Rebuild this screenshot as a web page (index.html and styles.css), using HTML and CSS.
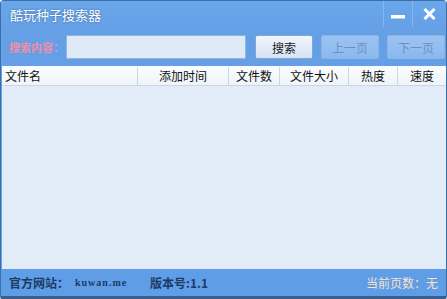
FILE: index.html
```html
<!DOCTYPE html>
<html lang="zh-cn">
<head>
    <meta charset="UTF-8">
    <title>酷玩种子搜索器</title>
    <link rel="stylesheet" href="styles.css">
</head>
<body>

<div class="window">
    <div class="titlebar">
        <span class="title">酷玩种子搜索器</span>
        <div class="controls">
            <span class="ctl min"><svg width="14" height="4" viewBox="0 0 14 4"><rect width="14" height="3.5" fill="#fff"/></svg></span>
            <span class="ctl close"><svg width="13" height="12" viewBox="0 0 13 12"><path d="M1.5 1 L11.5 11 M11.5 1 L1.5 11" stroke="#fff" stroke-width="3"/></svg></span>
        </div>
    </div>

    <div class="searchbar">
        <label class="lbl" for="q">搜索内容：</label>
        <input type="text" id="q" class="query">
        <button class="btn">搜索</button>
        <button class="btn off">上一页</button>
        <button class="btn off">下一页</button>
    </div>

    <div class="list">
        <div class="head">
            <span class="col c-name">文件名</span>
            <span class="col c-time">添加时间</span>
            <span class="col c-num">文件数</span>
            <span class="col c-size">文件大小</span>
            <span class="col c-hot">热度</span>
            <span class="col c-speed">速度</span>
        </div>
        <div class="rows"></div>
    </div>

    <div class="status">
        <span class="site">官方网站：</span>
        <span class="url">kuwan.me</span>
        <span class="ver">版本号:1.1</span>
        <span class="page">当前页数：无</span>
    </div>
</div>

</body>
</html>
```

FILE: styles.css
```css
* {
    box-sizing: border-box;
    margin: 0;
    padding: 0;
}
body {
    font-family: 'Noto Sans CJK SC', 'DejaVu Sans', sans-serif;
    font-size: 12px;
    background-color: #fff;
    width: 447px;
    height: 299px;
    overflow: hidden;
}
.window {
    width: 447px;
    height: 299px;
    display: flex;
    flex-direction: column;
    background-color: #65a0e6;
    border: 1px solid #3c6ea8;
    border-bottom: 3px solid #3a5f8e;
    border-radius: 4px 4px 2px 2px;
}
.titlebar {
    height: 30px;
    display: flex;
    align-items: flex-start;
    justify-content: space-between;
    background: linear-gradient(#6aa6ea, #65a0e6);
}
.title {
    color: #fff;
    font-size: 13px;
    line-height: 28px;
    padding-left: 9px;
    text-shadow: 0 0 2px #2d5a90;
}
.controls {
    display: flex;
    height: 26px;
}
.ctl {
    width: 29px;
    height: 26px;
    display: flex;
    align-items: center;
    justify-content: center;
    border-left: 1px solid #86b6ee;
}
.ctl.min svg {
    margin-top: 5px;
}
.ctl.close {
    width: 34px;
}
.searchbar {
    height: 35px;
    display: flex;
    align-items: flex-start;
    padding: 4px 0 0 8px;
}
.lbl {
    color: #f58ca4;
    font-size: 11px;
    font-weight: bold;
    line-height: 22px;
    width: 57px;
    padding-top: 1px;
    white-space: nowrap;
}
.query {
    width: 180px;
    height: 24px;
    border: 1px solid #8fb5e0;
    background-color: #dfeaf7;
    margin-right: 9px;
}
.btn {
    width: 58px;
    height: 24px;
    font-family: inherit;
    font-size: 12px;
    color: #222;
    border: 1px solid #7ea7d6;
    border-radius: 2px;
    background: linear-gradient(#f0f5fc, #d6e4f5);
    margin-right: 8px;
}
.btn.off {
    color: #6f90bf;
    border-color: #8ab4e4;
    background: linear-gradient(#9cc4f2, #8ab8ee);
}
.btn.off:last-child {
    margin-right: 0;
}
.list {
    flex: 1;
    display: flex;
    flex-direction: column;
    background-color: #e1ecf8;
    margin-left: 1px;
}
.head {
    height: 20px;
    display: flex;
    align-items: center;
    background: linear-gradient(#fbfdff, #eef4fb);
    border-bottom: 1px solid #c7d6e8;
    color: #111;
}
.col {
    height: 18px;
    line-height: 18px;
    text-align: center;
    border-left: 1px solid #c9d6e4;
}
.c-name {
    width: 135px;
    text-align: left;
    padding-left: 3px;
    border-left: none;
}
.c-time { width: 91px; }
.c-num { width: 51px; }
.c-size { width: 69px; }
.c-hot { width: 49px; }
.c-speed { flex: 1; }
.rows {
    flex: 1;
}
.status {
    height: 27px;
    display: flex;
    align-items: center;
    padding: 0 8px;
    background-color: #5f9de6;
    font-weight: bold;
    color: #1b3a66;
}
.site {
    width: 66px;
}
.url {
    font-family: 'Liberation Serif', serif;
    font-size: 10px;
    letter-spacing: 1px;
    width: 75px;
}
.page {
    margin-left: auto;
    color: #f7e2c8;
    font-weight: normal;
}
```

**Work required**
Leave out the pictures and transcribe everything else exactly.

**Task solution**
Rebuild this screenshot as a web page (index.html and styles.css), using HTML and CSS.
FILE: index.html
```html
<!DOCTYPE html>
<html lang="zh-cn">
<head>
    <meta charset="UTF-8">
    <title>酷玩种子搜索器</title>
    <link rel="stylesheet" href="styles.css">
</head>
<body>

<div class="window">
    <div class="titlebar">
        <span class="title">酷玩种子搜索器</span>
        <div class="controls">
            <span class="ctl min"><svg width="14" height="4" viewBox="0 0 14 4"><rect width="14" height="3.5" fill="#fff"/></svg></span>
            <span class="ctl close"><svg width="13" height="12" viewBox="0 0 13 12"><path d="M1.5 1 L11.5 11 M11.5 1 L1.5 11" stroke="#fff" stroke-width="3"/></svg></span>
        </div>
    </div>

    <div class="searchbar">
        <label class="lbl" for="q">搜索内容：</label>
        <input type="text" id="q" class="query">
        <button class="btn">搜索</button>
        <button class="btn off">上一页</button>
        <button class="btn off">下一页</button>
    </div>

    <div class="list">
        <div class="head">
            <span class="col c-name">文件名</span>
            <span class="col c-time">添加时间</span>
            <span class="col c-num">文件数</span>
            <span class="col c-size">文件大小</span>
            <span class="col c-hot">热度</span>
            <span class="col c-speed">速度</span>
        </div>
        <div class="rows"></div>
    </div>

    <div class="status">
        <span class="site">官方网站：</span>
        <span class="url">kuwan.me</span>
        <span class="ver">版本号:1.1</span>
        <span class="page">当前页数：无</span>
    </div>
</div>

</body>
</html>
```

FILE: styles.css
```css
* {
    box-sizing: border-box;
    margin: 0;
    padding: 0;
}
body {
    font-family: 'Noto Sans CJK SC', 'DejaVu Sans', sans-serif;
    font-size: 12px;
    background-color: #fff;
    width: 447px;
    height: 299px;
    overflow: hidden;
}
.window {
    width: 447px;
    height: 299px;
    display: flex;
    flex-direction: column;
    background-color: #65a0e6;
    border: 1px solid #3c6ea8;
    border-bottom: 3px solid #3a5f8e;
    border-radius: 4px 4px 2px 2px;
}
.titlebar {
    height: 30px;
    display: flex;
    align-items: flex-start;
    justify-content: space-between;
    background: linear-gradient(#6aa6ea, #65a0e6);
}
.title {
    color: #fff;
    font-size: 13px;
    line-height: 28px;
    padding-left: 9px;
    text-shadow: 0 0 2px #2d5a90;
}
.controls {
    display: flex;
    height: 26px;
}
.ctl {
    width: 29px;
    height: 26px;
    display: flex;
    align-items: center;
    justify-content: center;
    border-left: 1px solid #86b6ee;
}
.ctl.min svg {
    margin-top: 5px;
}
.ctl.close {
    width: 34px;
}
.searchbar {
    height: 35px;
    display: flex;
    align-items: flex-start;
    padding: 4px 0 0 8px;
}
.lbl {
    color: #f58ca4;
    font-size: 11px;
    font-weight: bold;
    line-height: 22px;
    width: 57px;
    padding-top: 1px;
    white-space: nowrap;
}
.query {
    width: 180px;
    height: 24px;
    border: 1px solid #8fb5e0;
    background-color: #dfeaf7;
    margin-right: 9px;
}
.btn {
    width: 58px;
    height: 24px;
    font-family: inherit;
    font-size: 12px;
    color: #222;
    border: 1px solid #7ea7d6;
    border-radius: 2px;
    background: linear-gradient(#f0f5fc, #d6e4f5);
    margin-right: 8px;
}
.btn.off {
    color: #6f90bf;
    border-color: #8ab4e4;
    background: linear-gradient(#9cc4f2, #8ab8ee);
}
.btn.off:last-child {
    margin-right: 0;
}
.list {
    flex: 1;
    display: flex;
    flex-direction: column;
    background-color: #e1ecf8;
    margin-left: 1px;
}
.head {
    height: 20px;
    display: flex;
    align-items: center;
    background: linear-gradient(#fbfdff, #eef4fb);
    border-bottom: 1px solid #c7d6e8;
    color: #111;
}
.col {
    height: 18px;
    line-height: 18px;
    text-align: center;
    border-left: 1px solid #c9d6e4;
}
.c-name {
    width: 135px;
    text-align: left;
    padding-left: 3px;
    border-left: none;
}
.c-time { width: 91px; }
.c-num { width: 51px; }
.c-size { width: 69px; }
.c-hot { width: 49px; }
.c-speed { flex: 1; }
.rows {
    flex: 1;
}
.status {
    height: 27px;
    display: flex;
    align-items: center;
    padding: 0 8px;
    background-color: #5f9de6;
    font-weight: bold;
    color: #1b3a66;
}
.site {
    width: 66px;
}
.url {
    font-family: 'Liberation Serif', serif;
    font-size: 10px;
    letter-spacing: 1px;
    width: 75px;
}
.page {
    margin-left: auto;
    color: #f7e2c8;
    font-weight: normal;
}
```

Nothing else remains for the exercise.